WHAT THE TASK ASKS: In the lines below, output everything from the first line through the line containing "string; goal: string;" exactly as it is. Pictures are not part of the output.

PROVIDED DATA:
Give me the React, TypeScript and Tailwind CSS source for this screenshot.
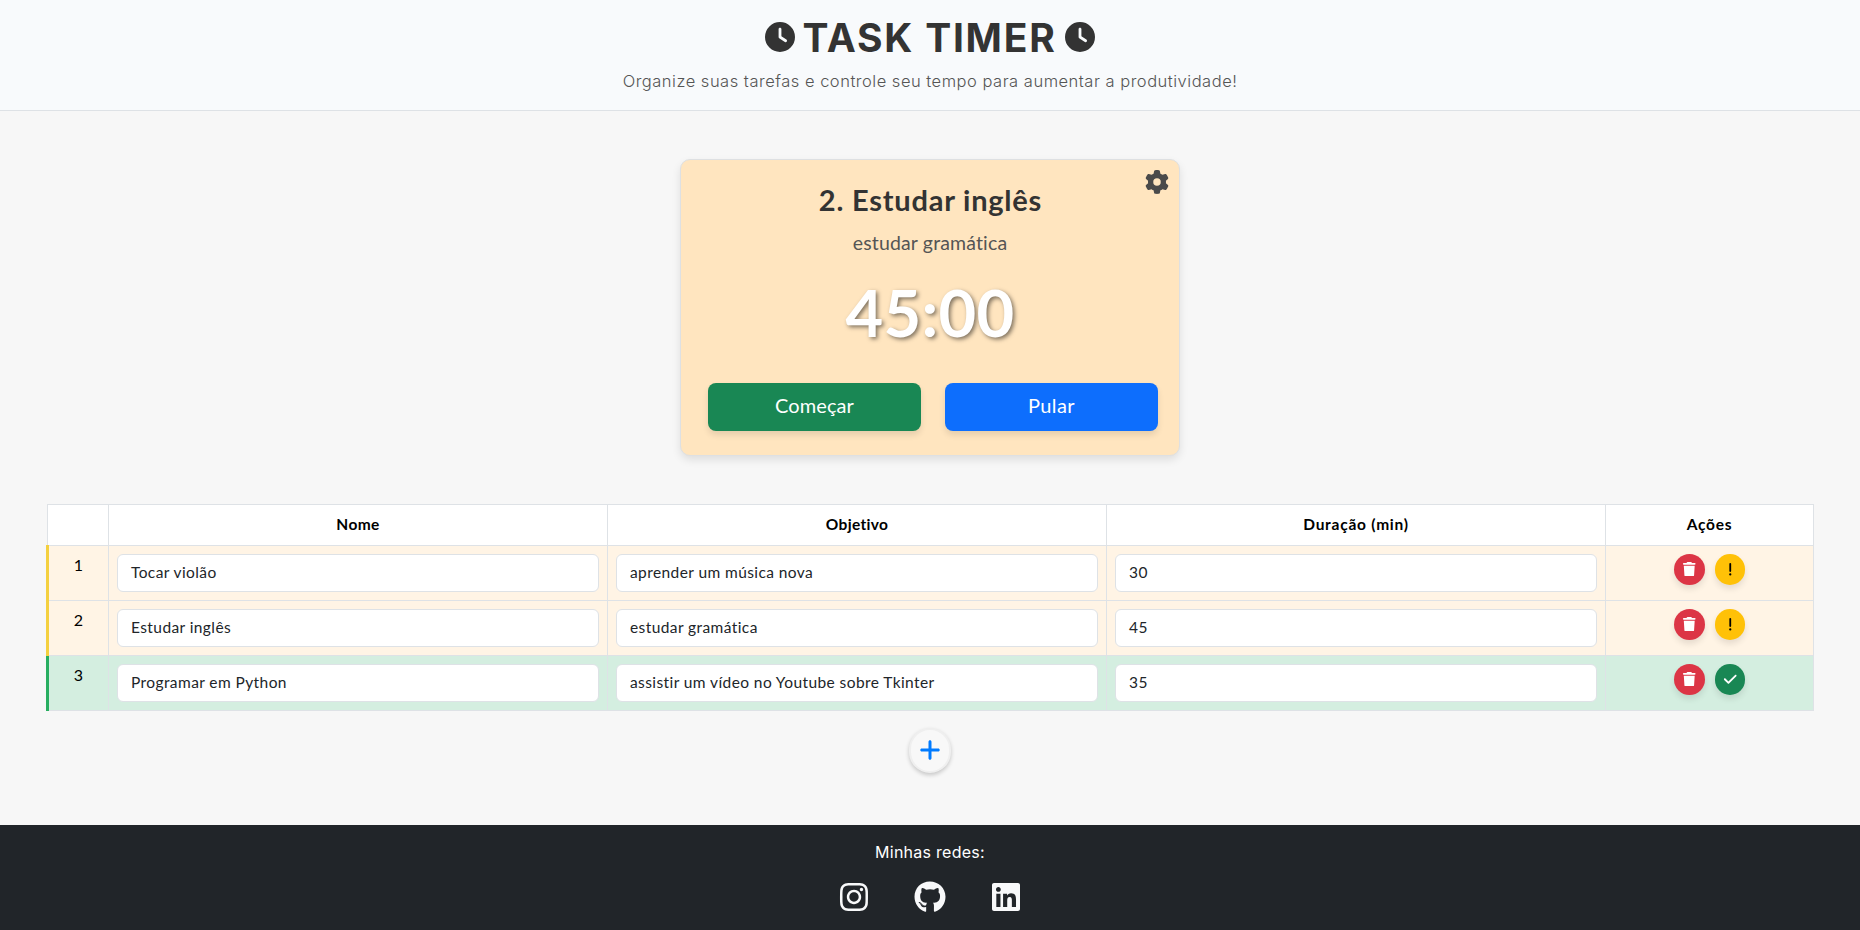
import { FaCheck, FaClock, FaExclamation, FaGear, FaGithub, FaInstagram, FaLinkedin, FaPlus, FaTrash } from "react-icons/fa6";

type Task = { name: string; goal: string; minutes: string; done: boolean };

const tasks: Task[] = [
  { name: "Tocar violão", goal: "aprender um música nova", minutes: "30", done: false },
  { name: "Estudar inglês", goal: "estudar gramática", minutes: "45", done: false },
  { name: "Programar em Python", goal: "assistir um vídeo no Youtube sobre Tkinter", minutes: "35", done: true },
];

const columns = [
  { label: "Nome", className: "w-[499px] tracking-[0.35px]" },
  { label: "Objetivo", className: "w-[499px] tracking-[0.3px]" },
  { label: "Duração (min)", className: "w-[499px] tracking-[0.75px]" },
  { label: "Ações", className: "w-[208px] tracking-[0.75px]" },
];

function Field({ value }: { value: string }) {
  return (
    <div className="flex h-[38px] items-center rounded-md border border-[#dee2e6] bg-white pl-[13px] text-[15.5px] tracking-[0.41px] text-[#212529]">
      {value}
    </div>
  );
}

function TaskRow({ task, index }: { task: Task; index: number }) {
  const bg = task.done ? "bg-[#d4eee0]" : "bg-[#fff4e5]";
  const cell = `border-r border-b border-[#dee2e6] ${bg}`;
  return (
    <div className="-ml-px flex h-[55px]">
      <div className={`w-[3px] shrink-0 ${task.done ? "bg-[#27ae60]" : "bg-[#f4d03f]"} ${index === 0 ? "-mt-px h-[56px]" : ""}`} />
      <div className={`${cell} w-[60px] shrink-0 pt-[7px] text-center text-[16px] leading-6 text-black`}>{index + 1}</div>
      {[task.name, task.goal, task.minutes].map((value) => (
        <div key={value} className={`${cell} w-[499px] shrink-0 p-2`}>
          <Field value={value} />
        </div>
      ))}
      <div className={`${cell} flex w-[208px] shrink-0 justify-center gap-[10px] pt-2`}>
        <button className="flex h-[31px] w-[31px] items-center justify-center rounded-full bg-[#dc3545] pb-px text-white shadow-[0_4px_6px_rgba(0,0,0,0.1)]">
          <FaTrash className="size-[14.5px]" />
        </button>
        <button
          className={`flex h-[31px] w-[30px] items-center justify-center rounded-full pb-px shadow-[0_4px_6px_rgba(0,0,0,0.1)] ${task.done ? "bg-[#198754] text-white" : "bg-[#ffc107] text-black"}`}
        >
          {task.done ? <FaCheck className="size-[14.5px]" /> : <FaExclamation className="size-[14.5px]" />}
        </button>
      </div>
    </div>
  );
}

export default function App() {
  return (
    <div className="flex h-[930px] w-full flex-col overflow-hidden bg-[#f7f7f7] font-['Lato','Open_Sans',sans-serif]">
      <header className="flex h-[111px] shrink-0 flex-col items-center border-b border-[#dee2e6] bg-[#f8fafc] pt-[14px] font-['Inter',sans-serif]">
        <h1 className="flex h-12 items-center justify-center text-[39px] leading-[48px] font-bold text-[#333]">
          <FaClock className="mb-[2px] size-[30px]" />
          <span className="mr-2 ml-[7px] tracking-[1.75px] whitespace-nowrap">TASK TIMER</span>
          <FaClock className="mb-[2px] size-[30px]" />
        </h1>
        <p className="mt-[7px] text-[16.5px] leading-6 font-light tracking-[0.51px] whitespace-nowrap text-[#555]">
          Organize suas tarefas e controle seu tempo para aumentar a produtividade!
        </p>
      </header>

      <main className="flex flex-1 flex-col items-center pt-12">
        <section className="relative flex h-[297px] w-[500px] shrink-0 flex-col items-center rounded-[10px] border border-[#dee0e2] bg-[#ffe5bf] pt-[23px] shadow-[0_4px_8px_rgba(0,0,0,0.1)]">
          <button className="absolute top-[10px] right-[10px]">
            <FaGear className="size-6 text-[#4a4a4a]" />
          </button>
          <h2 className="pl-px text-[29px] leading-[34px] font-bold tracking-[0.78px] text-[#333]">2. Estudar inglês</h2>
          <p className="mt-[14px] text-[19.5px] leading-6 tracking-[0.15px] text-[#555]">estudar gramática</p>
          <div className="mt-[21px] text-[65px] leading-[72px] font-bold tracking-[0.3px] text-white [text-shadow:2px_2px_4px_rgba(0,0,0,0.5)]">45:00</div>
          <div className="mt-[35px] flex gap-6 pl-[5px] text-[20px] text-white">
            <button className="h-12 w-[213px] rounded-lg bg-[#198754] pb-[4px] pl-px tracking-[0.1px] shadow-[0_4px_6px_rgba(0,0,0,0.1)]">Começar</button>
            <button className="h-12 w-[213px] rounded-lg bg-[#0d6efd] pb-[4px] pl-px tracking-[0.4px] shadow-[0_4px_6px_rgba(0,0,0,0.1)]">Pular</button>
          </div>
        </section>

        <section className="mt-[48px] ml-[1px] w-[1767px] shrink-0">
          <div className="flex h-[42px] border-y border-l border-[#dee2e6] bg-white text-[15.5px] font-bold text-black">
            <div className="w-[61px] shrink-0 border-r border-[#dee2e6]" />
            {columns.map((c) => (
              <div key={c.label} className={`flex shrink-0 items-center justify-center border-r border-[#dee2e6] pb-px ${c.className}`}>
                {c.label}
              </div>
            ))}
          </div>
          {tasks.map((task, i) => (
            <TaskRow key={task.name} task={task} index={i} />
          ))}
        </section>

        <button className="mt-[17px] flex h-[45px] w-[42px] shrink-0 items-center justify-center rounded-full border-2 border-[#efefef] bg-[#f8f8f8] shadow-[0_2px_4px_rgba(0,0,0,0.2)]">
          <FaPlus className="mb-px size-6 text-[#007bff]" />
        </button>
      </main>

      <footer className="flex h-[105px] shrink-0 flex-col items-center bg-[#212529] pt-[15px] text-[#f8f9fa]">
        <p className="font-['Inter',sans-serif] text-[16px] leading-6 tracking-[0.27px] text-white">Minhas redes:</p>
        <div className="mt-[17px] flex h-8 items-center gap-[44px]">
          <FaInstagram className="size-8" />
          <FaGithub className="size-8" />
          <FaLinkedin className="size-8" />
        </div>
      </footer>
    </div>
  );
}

OUTPUT FOR THIS EXERCISE:
Give me the React, TypeScript and Tailwind CSS source for this screenshot.
import { FaCheck, FaClock, FaExclamation, FaGear, FaGithub, FaInstagram, FaLinkedin, FaPlus, FaTrash } from "react-icons/fa6";

type Task = { name: string; goal: string; minutes: string; done: boolean };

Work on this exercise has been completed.